110円の知性

110円(税込)の古本を読んで得た知性とはこんなもの(消費税変更に合わせて改題)。

言葉についての対話(マルティン・ハイデガー著)

 日本人は、殆どの人が日本語を話し読み書きをすることができる言われる。
 私は、漢字の読み書きは自信がないのだが・・・
 しかしながら、私的には、今とても、気になることがある。
 本当に日本語を分かって(いや「判って」が適切なのか?)いるのだろうか?
 ・・・このような具合だ。

 このことに気づいたのが、最近の読書だ。
 特に、海外の著者の哲学書(の翻訳したもの)を読み始めると、非常に細かい注釈がつき、どういう言葉を、どのように翻訳したかが明記されている。
 もちろん、ドイツ語、フランス語、更には、英語も「不得手」な私は、そんな事、どうでもいいと「無知」を決め込んだ。
 そういうのは、「学者・先生にお任せすれば良い」、ということで、例えば、先回の木田元氏の著作などを読むと「××の言葉の訳がまずくて意味が通じない」という様な意味のことが書いてある。
 それ見たことか、流石に、日本の知識人はレベルが高い。
 となる。
 それは、それで、私のレベルとしては良いのだが、まずい事に気づいた、そもそもの「日本語」が上手く使えなくなっている様な気がしてきた。
 
 本書を読むと、以前から問題になっている「存在」「存在者」の問題が出てくるが、それを伝えるための、そして理解するための「言語」いや「ことば」の問題が出てくる。
 ハイデッガーは、ご存知のとおり、プラトンの時代まで遡ってその意味を追求した。
 そして、ある言葉の解釈の「躓き」が、現在の西洋の思想に(大きな)影響を及ぼしていると考察した。
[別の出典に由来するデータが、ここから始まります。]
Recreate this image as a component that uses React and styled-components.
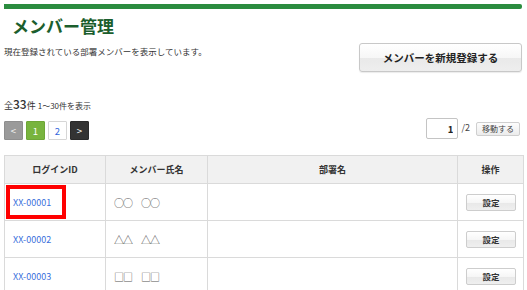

 それならば、日本語も、遡ると「何か」が起こる可能性があるのだろうか。
 それは、いわゆる「古語」を知る事ではなく「言葉」の(本書の解説には「葉」ではなく「端」すなわち、「ことの端」だと書いてあったが、いやむしろ「言霊」の方がリアルに思う)解釈で、「ありあり」と「ぎらぎら」(決して「まったり」ではない)世界を感じる事ができるかもしれないなぁ・・・と斯様に思った。
 現在は、言葉の代わりの手段(道具・媒体・画像?)が出てきているので、言葉というものの位置づけが低くなっているように思う。
 しかし、人間は元来「言葉」で考えて(思考)いるという事に思いを巡らすと(もしかすると、21世紀に生まれた人の脳ミソは、既に進化して違うのかもしれないが)、ある種の感慨と、一抹の不安を感じる。
 足元の、日本語をきちんとしなければ、しかも、本当の基礎を。